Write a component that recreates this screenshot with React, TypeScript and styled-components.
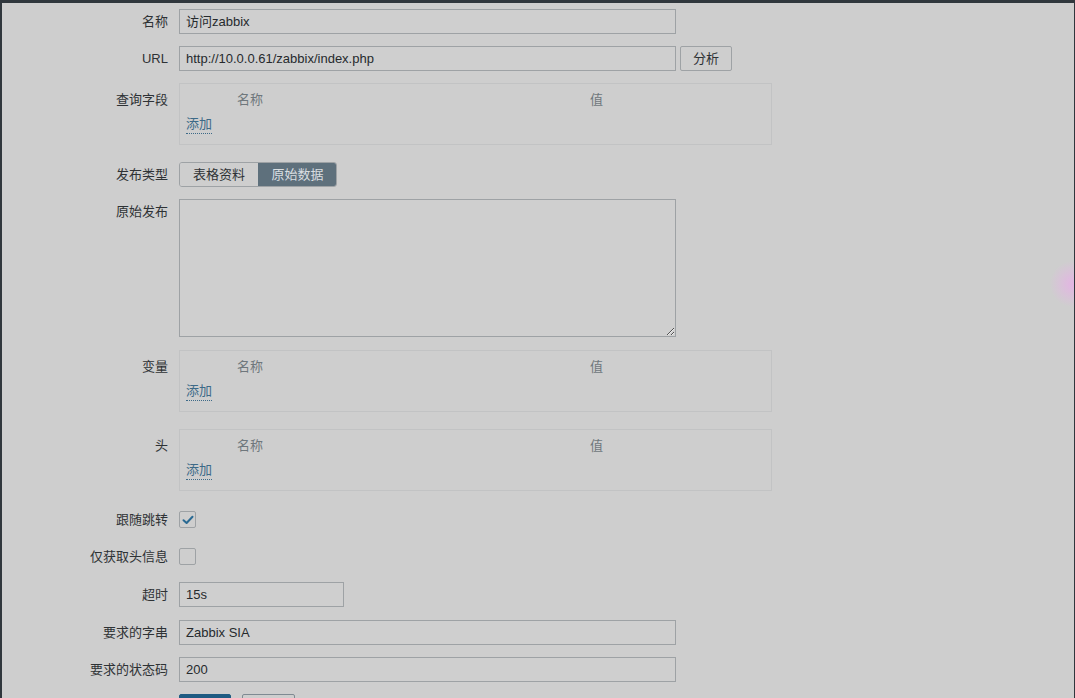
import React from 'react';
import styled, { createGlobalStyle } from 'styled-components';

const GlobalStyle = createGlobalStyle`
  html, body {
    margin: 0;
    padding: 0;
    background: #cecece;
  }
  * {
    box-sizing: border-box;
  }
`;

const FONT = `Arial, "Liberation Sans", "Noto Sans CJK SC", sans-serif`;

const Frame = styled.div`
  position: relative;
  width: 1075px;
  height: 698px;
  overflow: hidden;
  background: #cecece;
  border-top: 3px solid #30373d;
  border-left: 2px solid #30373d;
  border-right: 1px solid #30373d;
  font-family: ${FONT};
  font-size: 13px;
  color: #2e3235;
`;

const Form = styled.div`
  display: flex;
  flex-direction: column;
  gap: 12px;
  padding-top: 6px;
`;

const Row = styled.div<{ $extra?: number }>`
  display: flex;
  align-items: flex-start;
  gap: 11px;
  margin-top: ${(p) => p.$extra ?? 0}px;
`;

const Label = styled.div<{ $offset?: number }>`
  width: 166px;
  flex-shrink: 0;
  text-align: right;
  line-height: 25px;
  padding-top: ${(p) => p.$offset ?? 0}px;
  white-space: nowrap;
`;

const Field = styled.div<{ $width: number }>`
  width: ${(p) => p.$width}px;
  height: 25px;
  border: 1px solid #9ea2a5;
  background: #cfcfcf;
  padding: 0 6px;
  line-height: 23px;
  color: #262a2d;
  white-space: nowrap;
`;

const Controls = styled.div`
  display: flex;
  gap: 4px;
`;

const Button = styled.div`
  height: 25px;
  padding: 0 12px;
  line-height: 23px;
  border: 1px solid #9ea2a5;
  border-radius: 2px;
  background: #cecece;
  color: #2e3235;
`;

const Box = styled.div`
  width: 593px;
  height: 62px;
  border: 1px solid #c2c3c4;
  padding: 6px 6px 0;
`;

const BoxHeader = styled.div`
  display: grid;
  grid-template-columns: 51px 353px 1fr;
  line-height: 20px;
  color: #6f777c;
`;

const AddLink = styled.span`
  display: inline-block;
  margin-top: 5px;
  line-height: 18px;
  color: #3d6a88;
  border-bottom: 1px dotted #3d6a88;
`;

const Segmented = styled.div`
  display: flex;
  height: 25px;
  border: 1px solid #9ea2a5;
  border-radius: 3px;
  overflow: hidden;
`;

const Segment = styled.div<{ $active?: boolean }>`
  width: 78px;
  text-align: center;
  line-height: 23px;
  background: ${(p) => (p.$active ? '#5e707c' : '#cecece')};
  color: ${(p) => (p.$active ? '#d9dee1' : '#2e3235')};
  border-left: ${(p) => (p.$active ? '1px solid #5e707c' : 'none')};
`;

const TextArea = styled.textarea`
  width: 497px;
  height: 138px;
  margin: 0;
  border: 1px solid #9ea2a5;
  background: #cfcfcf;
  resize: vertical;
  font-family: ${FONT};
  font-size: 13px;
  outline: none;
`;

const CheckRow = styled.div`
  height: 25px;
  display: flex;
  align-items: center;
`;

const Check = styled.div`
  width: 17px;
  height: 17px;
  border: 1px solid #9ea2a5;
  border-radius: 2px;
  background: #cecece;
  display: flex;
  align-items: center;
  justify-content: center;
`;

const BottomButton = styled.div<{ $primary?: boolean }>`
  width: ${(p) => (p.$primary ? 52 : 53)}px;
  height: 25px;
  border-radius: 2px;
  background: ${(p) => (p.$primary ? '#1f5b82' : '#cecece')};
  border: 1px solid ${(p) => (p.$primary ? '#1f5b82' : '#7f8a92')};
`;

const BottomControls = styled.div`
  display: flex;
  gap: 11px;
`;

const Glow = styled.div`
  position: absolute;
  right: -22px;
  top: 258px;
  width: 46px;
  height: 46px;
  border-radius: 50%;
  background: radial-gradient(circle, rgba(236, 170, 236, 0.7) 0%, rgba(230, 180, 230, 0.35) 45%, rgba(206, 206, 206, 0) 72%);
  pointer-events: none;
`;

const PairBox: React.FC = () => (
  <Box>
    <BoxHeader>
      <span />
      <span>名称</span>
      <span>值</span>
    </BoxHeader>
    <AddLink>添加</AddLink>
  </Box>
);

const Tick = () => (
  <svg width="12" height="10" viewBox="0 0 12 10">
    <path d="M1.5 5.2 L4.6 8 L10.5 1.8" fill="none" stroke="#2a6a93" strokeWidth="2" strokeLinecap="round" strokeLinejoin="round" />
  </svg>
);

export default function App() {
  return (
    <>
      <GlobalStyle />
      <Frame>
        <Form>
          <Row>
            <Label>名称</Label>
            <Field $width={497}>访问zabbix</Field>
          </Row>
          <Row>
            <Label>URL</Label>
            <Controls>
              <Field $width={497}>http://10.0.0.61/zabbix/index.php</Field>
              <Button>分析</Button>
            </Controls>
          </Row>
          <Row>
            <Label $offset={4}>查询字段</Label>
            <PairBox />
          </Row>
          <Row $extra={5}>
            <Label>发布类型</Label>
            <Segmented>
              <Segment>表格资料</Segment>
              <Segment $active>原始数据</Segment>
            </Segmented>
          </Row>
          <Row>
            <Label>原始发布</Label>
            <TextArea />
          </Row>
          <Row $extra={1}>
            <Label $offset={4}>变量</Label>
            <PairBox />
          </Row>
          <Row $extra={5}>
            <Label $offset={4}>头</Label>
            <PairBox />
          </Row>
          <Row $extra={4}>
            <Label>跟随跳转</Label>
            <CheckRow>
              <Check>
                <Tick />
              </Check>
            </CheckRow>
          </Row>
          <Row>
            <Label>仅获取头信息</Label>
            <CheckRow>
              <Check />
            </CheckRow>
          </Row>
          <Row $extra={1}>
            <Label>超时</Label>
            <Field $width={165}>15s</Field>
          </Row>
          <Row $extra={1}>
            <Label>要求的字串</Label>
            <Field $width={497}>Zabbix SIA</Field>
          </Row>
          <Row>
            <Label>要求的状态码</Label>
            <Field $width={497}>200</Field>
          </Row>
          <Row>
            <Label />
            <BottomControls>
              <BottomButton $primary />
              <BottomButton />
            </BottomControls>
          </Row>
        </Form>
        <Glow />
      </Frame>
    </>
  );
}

### Stated exercise
Tally how many lines in the material above hold the word "React". Write only that number.

### Reply
3